### Work to complete:
Your task is to gather the lines below that hold the string "this".
— Start Listing —
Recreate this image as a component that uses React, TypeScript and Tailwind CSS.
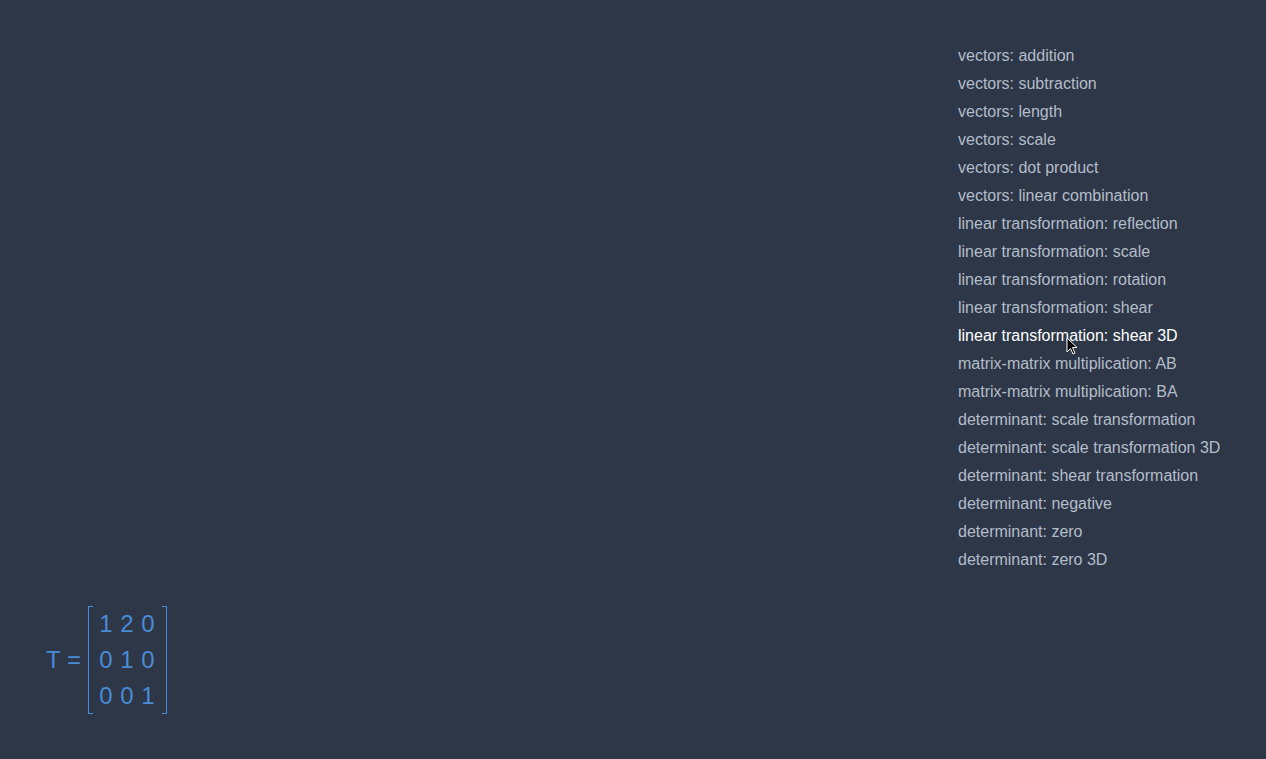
const topics = [
  "vectors: addition",
  "vectors: subtraction",
  "vectors: length",
  "vectors: scale",
  "vectors: dot product",
  "vectors: linear combination",
  "linear transformation: reflection",
  "linear transformation: scale",
  "linear transformation: rotation",
  "linear transformation: shear",
  "linear transformation: shear 3D",
  "matrix-matrix multiplication: AB",
  "matrix-matrix multiplication: BA",
  "determinant: scale transformation",
  "determinant: scale transformation 3D",
  "determinant: shear transformation",
  "determinant: negative",
  "determinant: zero",
  "determinant: zero 3D",
];

const active = "linear transformation: shear 3D";

const matrix = [
  [1, 2, 0],
  [0, 1, 0],
  [0, 0, 1],
];

const Bracket = ({ side }: { side: "l" | "r" }) => (
  <div
    className={
      side === "l"
        ? "w-[5px] self-stretch border-y border-l border-[#4a8bd6]"
        : "w-[5px] self-stretch border-y border-r border-[#4a8bd6]"
    }
  />
);

export default function App() {
  return (
    <div className="relative h-[759px] w-full overflow-hidden bg-[#2d3748] font-['Liberation_Sans',Arial,sans-serif]">
      <ul className="absolute left-[958px] top-[42px] flex flex-col">
        {topics.map((t) => (
          <li
            key={t}
            className={
              t === active
                ? "h-[28px] text-[16px] leading-[28px] text-white cursor-pointer"
                : "h-[28px] text-[16px] leading-[28px] text-[#b4bdc9] cursor-pointer hover:text-white"
            }
          >
            {t}
          </li>
        ))}
      </ul>

      <div className="absolute left-[46px] top-[606px] flex items-center text-[#4a8bd6]">
        <span className="mr-[7px] text-[24px]">T =</span>
        <div className="flex h-[108px] items-stretch">
          <Bracket side="l" />
          <div className="flex flex-col justify-center pl-[6px] pr-[7px]">
            {matrix.map((row, i) => (
              <div key={i} className="flex h-[36px] items-center gap-[7px] text-[24px]">
                {row.map((v, j) => (
                  <span key={j} className="w-[14px] text-center">
                    {v}
                  </span>
                ))}
              </div>
            ))}
          </div>
          <Bracket side="r" />
        </div>
      </div>

      <svg
        className="absolute left-[1066px] top-[337px]"
        width="12"
        height="19"
        viewBox="0 0 12 19"
      >
        <path d="M1 1 L1 15 L4.5 11.5 L7 17 L9 16 L6.5 10.5 L11 10.5 Z" fill="#000" stroke="#fff" strokeWidth="1" />
      </svg>
    </div>
  );
}
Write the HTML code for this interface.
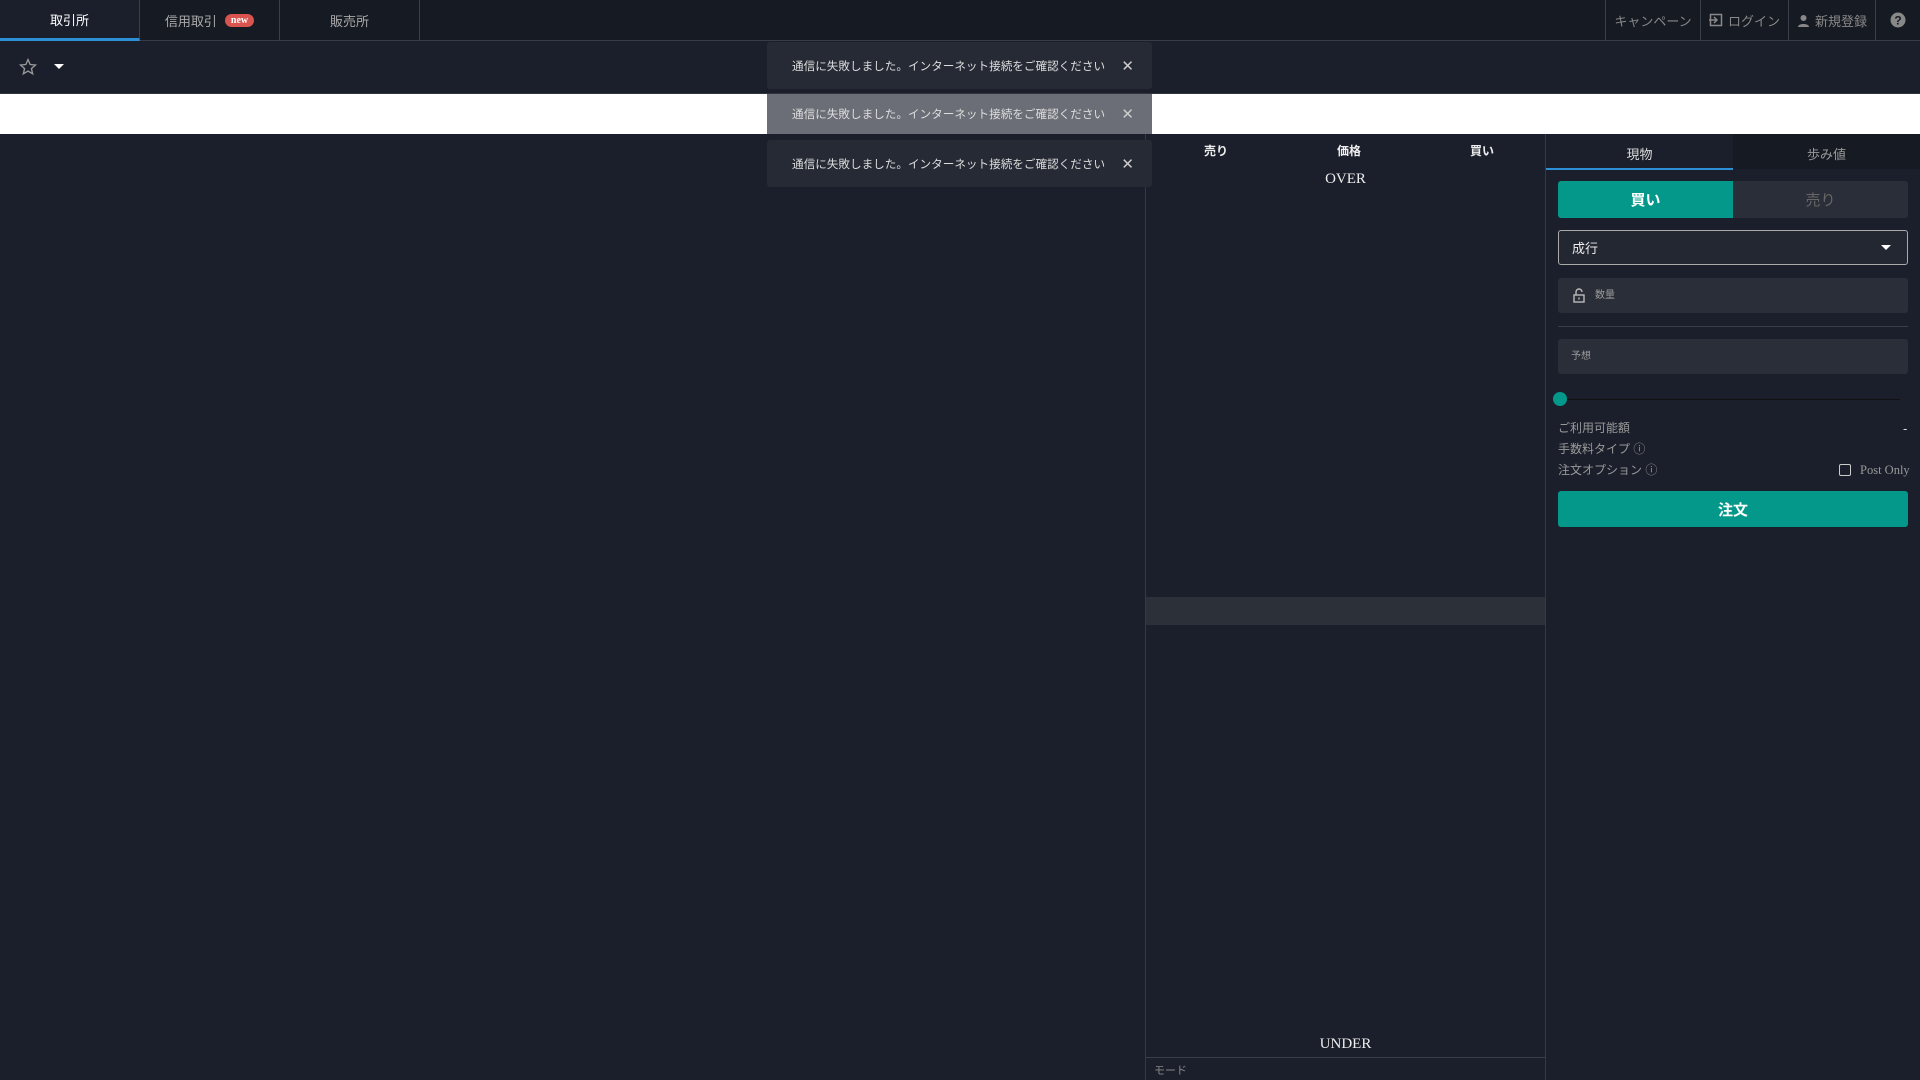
<!DOCTYPE html>
<html><head><meta charset="utf-8"><style>
*{box-sizing:border-box;margin:0;padding:0}
body{width:1920px;height:1080px;background:#1b1f2b;font-family:"Liberation Sans","Noto Sans CJK JP",sans-serif;color:#ddd;position:relative;overflow:hidden;font-size:13px}
.abs{position:absolute}
.nav{left:0;top:0;width:1920px;height:41px;background:#161a22;border-bottom:1px solid #383c46}
.tab{top:0;height:40px;width:140px;border-right:1px solid #3a3e48;display:flex;align-items:center;justify-content:center;color:#aaa;font-size:13px}
.rn{top:0;height:40px;border-left:1px solid #3a3e48;display:flex;align-items:center;justify-content:center;color:#888;font-size:13px;gap:5px}
.toast{left:767px;width:385px;height:47px;background:#262a35;border-radius:3px;display:flex;align-items:center;padding-left:25px;font-size:11.6px;color:#ddd}
.toast .x{position:absolute;right:18px;top:50%;transform:translateY(-50%);font-size:15px;color:#ccc}
.inp{left:1558px;width:350px;background:#2a2e38;border-radius:3px}
.lbl{left:1558px;color:#999;font-size:12px}
</style></head><body>
<div class="abs nav"></div>
<div class="abs tab" style="left:0;background:#1b1f2b;color:#fff;border-bottom:3px solid #2d8fd5;height:41px">取引所</div>
<div class="abs tab" style="left:140px">信用取引<span style="margin-left:8px;background:#d9534f;color:#fff;font-size:10px;font-weight:bold;border-radius:8px;padding:1px 6px;font-family:'Liberation Serif',serif">new</span></div>
<div class="abs tab" style="left:280px">販売所</div>
<div class="abs rn" style="left:1605px;width:95px">キャンペーン</div>
<div class="abs rn" style="left:1700px;width:88px"><svg width="14" height="14" viewBox="0 0 14 14"><rect x="1.5" y="1.5" width="11" height="11" fill="none" stroke="#888" stroke-width="1.5"/><path d="M0 7h8M5 4l3 3-3 3" stroke="#888" stroke-width="1.5" fill="none"/></svg>ログイン</div>
<div class="abs rn" style="left:1788px;width:87px"><svg width="13" height="13" viewBox="0 0 13 13"><circle cx="6.5" cy="4" r="3" fill="#888"/><path d="M1 13c0-4 11-4 11 0z" fill="#888"/></svg>新規登録</div>
<div class="abs rn" style="left:1875px;width:45px"><svg width="16" height="16" viewBox="0 0 16 16"><circle cx="8" cy="8" r="7.5" fill="#888"/><text x="8" y="12.5" text-anchor="middle" font-size="12" font-weight="bold" fill="#161a22" font-family="Liberation Sans">?</text></svg></div>
<svg class="abs" style="left:18px;top:57px" width="20" height="20" viewBox="0 0 24 24"><path d="M12 3l2.6 6 6.4.6-4.9 4.3 1.5 6.3L12 16.9 6.4 20.2l1.5-6.3L3 9.6l6.4-.6z" fill="none" stroke="#999" stroke-width="1.6"/></svg>
<div class="abs" style="left:54px;top:64px;border-left:5px solid transparent;border-right:5px solid transparent;border-top:5px solid #fff"></div>
<div class="abs" style="left:0;top:93px;width:1920px;height:1px;background:#30343d"></div>
<div class="abs" style="left:0;top:94px;width:1920px;height:40px;background:#fff"></div>
<!-- orderbook -->
<div class="abs" style="left:1145px;top:134px;width:1px;height:946px;background:#353944"></div>
<div class="abs" style="left:1545px;top:134px;width:1px;height:946px;background:#353944"></div>
<div class="abs" style="left:1204px;top:142px;color:#eee;font-size:12px;font-weight:bold">売り</div>
<div class="abs" style="left:1337px;top:142px;color:#eee;font-size:12px;font-weight:bold">価格</div>
<div class="abs" style="left:1470px;top:142px;color:#eee;font-size:12px;font-weight:bold">買い</div>
<div class="abs" style="left:1146px;width:399px;top:171px;text-align:center;font-family:'Liberation Serif',serif;font-size:15px;color:#eee">OVER</div>
<div class="abs" style="left:1146px;width:399px;top:597px;height:28px;background:#2c3039"></div>
<div class="abs" style="left:1146px;width:399px;top:1036px;text-align:center;font-family:'Liberation Serif',serif;font-size:15px;color:#eee">UNDER</div>
<div class="abs" style="left:1146px;width:399px;top:1057px;height:1px;background:#3a3e48"></div>
<div class="abs" style="left:1154px;top:1062px;color:#888;font-size:11px">モード</div>
<!-- right panel -->
<div class="abs" style="left:1733px;top:134px;width:187px;height:35px;background:#161a22"></div>
<div class="abs" style="left:1546px;top:168px;width:187px;height:2px;background:#2d8fd5"></div>
<div class="abs" style="left:1546px;top:144px;width:187px;text-align:center;color:#ddd">現物</div>
<div class="abs" style="left:1733px;top:144px;width:187px;text-align:center;color:#999">歩み値</div>
<div class="abs" style="left:1558px;top:181px;width:175px;height:37px;background:#03988a;border-radius:3px 0 0 3px;color:#fff;font-weight:bold;font-size:15px;display:flex;align-items:center;justify-content:center">買い</div>
<div class="abs" style="left:1733px;top:181px;width:175px;height:37px;background:#2a2e38;border-radius:0 3px 3px 0;color:#666;font-size:15px;display:flex;align-items:center;justify-content:center">売り</div>
<div class="abs" style="left:1558px;top:230px;width:350px;height:35px;border:1px solid #aaa;border-radius:3px;background:#232731;color:#eee;padding:0 13px;display:flex;align-items:center">成行</div>
<div class="abs" style="left:1881px;top:245px;border-left:5px solid transparent;border-right:5px solid transparent;border-top:5px solid #fff"></div>
<div class="abs inp" style="top:278px;height:35px"></div>
<svg class="abs" style="left:1573px;top:288px" width="12" height="15" viewBox="0 0 12 15"><path d="M3 7V4a3 3 0 0 1 6 0" fill="none" stroke="#bbb" stroke-width="1.4"/><rect x="1" y="7" width="10" height="7" fill="none" stroke="#bbb" stroke-width="1.4"/><rect x="5.3" y="9.5" width="1.4" height="2" fill="#bbb"/></svg>
<div class="abs" style="left:1595px;top:289px;color:#999;font-size:10px;line-height:13px">数量</div>
<div class="abs" style="left:1558px;top:326px;width:350px;height:1px;background:#3a3e48"></div>
<div class="abs inp" style="top:339px;height:35px"></div>
<div class="abs" style="left:1571px;top:350px;color:#999;font-size:10px;line-height:13px">予想</div>
<div class="abs" style="left:1565px;top:399px;width:335px;height:1px;background:#111"></div>
<div class="abs" style="left:1553px;top:392px;width:14px;height:14px;border-radius:50%;background:#03988a"></div>
<div class="abs lbl" style="top:421px;line-height:15px">ご利用可能額</div>
<div class="abs" style="left:1903px;top:421px;color:#ddd;line-height:15px">-</div>
<div class="abs lbl" style="top:442px;line-height:15px">手数料タイプ ⓘ</div>
<div class="abs lbl" style="top:463px;line-height:15px">注文オプション ⓘ</div>
<div class="abs" style="left:1839px;top:464px;width:12px;height:12px;border:1px solid #ccc;border-radius:2px"></div>
<div class="abs" style="left:1860px;top:463px;color:#999;font-family:'Liberation Serif',serif;font-size:12.5px;line-height:15px">Post Only</div>
<div class="abs" style="left:1558px;top:491px;width:350px;height:36px;background:#03988a;border-radius:3px;color:#fff;font-weight:bold;font-size:15px;display:flex;align-items:center;justify-content:center">注文</div>
<!-- toasts -->
<div class="abs toast" style="top:42px">通信に失敗しました。インターネット接続をご確認ください<span class="x">✕</span></div>
<div class="abs toast" style="top:94px;height:40px;background:#6b6e76;border-radius:0">通信に失敗しました。インターネット接続をご確認ください<span class="x">✕</span></div>
<div class="abs toast" style="top:140px">通信に失敗しました。インターネット接続をご確認ください<span class="x">✕</span></div>
</body></html>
— End Listing —
### Answer for the task:
Recreate this image as a component that uses React, TypeScript and Tailwind CSS.
Write the HTML code for this interface.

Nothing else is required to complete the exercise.